= AIM =
Only lines holding the string "index" are wanted; copy each one from the material.

= INFORMATION SUPPLIED =
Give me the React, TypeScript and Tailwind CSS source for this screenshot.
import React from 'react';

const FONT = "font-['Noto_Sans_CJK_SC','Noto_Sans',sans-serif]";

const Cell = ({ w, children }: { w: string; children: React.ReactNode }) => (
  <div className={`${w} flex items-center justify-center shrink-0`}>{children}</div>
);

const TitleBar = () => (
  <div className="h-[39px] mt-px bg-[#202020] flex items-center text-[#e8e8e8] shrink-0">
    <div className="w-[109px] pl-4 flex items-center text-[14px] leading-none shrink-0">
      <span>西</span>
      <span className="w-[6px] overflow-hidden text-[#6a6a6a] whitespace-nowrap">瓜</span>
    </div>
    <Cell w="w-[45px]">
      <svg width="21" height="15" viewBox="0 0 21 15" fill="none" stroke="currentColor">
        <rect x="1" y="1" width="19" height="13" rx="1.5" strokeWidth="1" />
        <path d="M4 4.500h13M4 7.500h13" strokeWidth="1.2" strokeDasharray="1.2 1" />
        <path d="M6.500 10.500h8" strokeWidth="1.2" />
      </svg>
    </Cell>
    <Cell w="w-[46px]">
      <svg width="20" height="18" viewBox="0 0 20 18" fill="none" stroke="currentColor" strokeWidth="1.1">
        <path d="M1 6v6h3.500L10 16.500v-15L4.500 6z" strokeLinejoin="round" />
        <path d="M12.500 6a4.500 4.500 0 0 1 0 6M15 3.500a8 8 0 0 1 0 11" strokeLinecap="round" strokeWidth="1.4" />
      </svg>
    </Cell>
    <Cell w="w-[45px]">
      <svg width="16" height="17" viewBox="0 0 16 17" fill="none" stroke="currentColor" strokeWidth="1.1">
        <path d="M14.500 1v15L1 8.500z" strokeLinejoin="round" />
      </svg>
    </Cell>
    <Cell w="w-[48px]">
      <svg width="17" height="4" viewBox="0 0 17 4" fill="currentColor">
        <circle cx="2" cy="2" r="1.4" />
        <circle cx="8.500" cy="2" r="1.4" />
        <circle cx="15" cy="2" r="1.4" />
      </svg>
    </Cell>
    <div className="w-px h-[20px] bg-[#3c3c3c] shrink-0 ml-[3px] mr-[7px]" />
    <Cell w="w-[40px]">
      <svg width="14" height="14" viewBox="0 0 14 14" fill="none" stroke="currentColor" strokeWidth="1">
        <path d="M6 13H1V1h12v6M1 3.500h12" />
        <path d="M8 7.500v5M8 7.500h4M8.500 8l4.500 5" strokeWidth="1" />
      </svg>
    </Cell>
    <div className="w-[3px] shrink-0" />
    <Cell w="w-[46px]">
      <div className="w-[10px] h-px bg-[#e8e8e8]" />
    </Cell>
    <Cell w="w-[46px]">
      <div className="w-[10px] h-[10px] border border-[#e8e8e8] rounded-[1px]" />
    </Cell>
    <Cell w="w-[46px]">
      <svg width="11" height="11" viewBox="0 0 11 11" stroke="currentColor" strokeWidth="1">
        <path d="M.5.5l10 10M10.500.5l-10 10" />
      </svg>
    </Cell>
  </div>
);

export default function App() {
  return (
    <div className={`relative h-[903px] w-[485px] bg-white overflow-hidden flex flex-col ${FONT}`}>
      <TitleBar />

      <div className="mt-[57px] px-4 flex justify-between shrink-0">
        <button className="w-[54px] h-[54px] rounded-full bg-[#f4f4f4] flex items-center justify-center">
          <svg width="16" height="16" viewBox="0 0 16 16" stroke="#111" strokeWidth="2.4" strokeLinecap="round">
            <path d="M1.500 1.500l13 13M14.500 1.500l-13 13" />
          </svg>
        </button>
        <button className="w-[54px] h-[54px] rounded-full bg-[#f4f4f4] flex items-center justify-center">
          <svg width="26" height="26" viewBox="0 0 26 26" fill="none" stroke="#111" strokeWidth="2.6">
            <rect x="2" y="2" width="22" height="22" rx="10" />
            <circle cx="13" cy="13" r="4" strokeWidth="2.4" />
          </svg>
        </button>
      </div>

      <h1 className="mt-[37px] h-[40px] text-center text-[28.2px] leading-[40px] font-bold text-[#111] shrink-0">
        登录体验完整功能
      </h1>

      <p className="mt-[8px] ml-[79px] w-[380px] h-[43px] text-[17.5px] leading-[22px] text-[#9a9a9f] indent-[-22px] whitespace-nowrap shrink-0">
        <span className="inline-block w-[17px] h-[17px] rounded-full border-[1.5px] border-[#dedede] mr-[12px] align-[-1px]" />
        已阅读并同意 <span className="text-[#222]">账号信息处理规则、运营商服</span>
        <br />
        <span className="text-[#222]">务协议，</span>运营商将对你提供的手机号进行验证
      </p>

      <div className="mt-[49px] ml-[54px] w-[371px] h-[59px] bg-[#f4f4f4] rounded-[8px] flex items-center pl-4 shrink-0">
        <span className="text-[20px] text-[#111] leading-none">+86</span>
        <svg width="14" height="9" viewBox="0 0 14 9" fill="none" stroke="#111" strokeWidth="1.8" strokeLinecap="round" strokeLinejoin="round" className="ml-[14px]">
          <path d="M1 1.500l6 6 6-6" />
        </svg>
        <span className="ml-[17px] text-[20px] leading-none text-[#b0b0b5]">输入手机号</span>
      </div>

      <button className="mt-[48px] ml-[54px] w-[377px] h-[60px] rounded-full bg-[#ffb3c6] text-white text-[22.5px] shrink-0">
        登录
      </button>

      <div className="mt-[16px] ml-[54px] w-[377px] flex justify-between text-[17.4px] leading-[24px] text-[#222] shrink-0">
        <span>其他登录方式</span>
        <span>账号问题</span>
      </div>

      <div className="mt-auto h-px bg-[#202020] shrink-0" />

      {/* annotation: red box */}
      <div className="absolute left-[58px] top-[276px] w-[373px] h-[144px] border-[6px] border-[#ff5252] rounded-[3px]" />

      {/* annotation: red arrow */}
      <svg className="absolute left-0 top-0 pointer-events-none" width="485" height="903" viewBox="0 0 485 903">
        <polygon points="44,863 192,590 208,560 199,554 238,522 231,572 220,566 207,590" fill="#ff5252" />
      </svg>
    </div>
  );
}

---

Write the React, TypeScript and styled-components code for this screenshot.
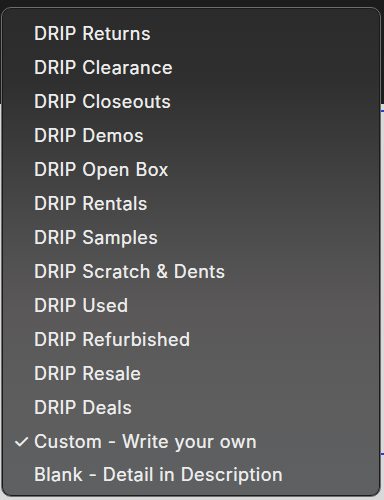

==

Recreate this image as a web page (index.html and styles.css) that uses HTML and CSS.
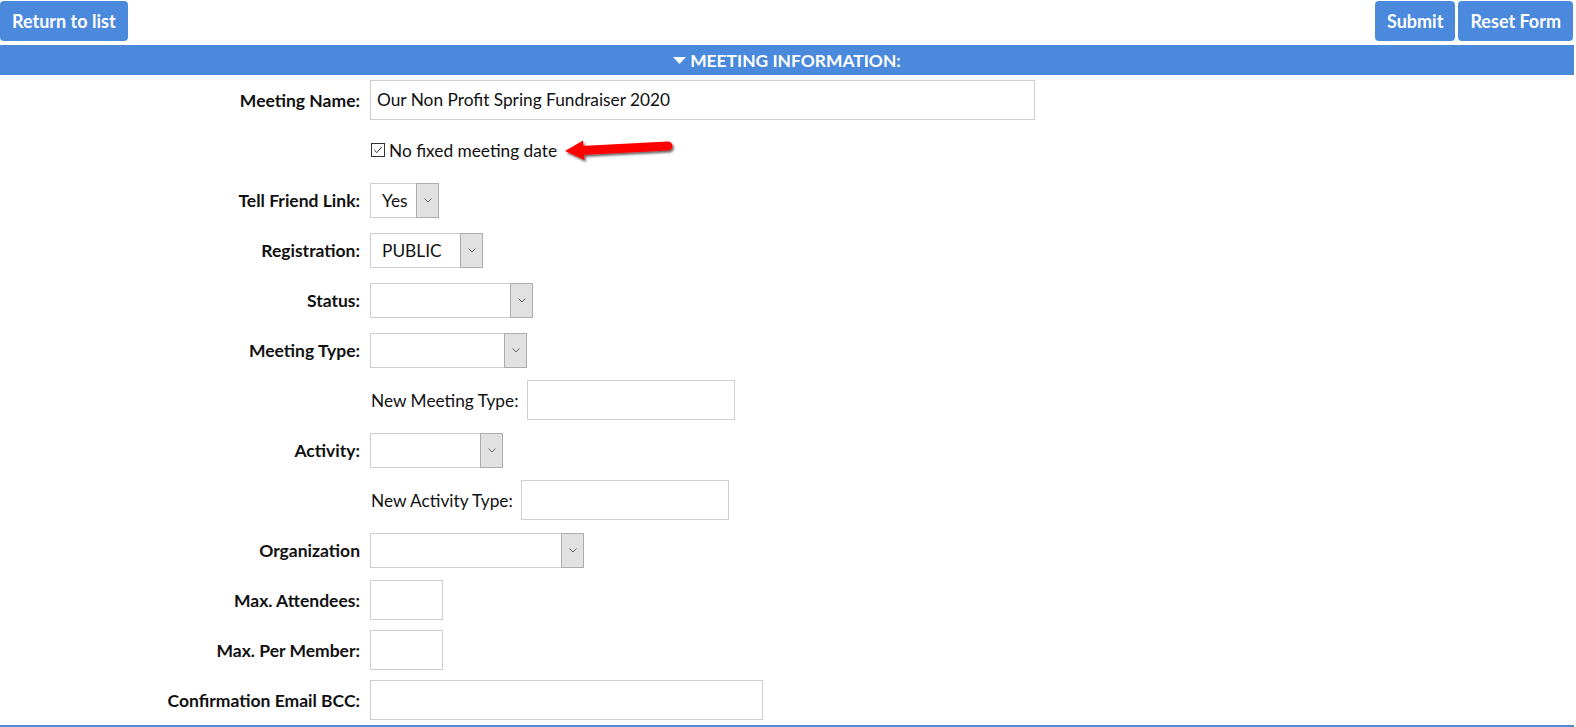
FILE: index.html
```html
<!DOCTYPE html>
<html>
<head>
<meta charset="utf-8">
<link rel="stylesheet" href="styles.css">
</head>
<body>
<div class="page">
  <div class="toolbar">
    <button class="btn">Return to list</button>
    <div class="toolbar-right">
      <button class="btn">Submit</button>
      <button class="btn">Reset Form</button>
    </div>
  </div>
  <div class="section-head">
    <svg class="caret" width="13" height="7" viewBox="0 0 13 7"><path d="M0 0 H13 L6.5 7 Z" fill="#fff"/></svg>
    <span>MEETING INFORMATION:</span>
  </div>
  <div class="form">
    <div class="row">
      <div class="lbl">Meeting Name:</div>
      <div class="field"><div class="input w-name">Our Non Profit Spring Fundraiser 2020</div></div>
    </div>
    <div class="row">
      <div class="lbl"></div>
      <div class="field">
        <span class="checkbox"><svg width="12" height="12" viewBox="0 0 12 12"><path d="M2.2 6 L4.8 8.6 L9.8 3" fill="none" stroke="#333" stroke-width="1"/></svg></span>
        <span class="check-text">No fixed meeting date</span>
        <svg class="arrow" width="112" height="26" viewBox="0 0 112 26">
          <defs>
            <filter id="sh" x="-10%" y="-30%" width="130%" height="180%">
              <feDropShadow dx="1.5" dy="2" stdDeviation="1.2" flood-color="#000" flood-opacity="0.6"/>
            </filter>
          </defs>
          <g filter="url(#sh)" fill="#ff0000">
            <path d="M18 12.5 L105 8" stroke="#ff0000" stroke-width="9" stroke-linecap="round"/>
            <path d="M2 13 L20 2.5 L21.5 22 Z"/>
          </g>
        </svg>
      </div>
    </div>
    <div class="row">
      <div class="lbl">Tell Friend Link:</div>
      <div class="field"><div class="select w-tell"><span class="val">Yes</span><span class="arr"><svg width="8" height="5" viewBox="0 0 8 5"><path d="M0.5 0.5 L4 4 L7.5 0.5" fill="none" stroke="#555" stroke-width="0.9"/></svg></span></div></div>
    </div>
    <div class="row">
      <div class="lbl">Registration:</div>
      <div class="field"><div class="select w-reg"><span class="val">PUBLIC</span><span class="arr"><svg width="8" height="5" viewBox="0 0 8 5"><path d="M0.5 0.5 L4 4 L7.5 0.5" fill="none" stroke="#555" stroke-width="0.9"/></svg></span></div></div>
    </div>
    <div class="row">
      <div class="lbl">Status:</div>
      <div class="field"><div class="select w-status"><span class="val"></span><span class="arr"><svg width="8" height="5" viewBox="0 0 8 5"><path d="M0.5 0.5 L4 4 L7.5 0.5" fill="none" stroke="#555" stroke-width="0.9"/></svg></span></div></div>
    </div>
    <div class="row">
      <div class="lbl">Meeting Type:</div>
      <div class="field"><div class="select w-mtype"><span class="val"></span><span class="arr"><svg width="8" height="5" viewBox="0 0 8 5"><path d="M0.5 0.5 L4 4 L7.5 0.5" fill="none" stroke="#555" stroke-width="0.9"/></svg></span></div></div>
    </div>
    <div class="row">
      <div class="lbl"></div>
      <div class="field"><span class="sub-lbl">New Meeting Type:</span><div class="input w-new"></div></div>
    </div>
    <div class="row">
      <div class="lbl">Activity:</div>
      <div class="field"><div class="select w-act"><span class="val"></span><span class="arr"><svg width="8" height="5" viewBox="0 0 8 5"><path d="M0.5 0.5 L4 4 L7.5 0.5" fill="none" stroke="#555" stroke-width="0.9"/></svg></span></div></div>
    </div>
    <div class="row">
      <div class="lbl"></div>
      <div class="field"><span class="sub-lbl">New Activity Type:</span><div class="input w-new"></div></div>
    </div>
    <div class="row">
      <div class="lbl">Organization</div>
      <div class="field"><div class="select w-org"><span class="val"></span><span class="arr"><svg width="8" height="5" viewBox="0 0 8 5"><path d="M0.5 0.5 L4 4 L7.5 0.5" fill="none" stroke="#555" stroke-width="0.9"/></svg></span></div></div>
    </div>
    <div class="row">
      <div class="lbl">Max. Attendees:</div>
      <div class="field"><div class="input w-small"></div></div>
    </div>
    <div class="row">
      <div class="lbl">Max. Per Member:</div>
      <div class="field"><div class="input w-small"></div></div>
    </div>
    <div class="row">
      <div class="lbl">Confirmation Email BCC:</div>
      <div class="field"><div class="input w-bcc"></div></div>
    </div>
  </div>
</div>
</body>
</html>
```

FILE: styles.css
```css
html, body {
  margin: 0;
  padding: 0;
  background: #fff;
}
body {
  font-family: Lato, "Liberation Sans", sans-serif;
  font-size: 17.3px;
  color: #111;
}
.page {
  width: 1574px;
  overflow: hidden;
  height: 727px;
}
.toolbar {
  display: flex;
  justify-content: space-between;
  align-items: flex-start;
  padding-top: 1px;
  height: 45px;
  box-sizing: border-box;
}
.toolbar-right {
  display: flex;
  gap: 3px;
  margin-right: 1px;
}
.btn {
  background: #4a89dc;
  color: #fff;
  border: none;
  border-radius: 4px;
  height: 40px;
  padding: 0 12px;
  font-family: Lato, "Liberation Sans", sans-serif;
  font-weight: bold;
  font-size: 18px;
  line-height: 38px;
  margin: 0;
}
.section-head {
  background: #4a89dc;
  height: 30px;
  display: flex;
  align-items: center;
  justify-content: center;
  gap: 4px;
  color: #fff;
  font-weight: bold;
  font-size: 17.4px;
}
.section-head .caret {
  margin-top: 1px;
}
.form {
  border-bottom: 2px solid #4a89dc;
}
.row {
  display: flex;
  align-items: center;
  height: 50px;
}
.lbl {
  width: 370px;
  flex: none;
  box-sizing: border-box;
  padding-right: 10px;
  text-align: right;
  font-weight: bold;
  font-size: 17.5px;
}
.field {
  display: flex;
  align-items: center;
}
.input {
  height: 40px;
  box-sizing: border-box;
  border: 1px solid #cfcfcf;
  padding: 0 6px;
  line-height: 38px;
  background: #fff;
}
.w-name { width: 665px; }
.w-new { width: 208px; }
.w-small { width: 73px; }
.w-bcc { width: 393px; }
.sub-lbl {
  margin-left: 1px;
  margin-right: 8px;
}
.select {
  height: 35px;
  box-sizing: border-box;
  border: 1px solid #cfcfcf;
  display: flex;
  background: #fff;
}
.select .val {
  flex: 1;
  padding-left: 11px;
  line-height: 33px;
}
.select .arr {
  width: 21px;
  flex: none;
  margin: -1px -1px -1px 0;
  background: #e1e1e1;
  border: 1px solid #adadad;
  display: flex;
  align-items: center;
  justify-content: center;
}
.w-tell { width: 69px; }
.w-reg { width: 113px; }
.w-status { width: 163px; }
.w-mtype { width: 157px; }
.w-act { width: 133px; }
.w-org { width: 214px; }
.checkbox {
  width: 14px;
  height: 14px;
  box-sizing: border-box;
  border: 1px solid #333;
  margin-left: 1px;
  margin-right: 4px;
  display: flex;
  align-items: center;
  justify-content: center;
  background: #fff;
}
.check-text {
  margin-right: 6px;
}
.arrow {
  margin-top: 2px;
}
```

= SOLUTION TO THE EXERCISE =
Recreate this image as a web page (index.html and styles.css) that uses HTML and CSS.
FILE: index.html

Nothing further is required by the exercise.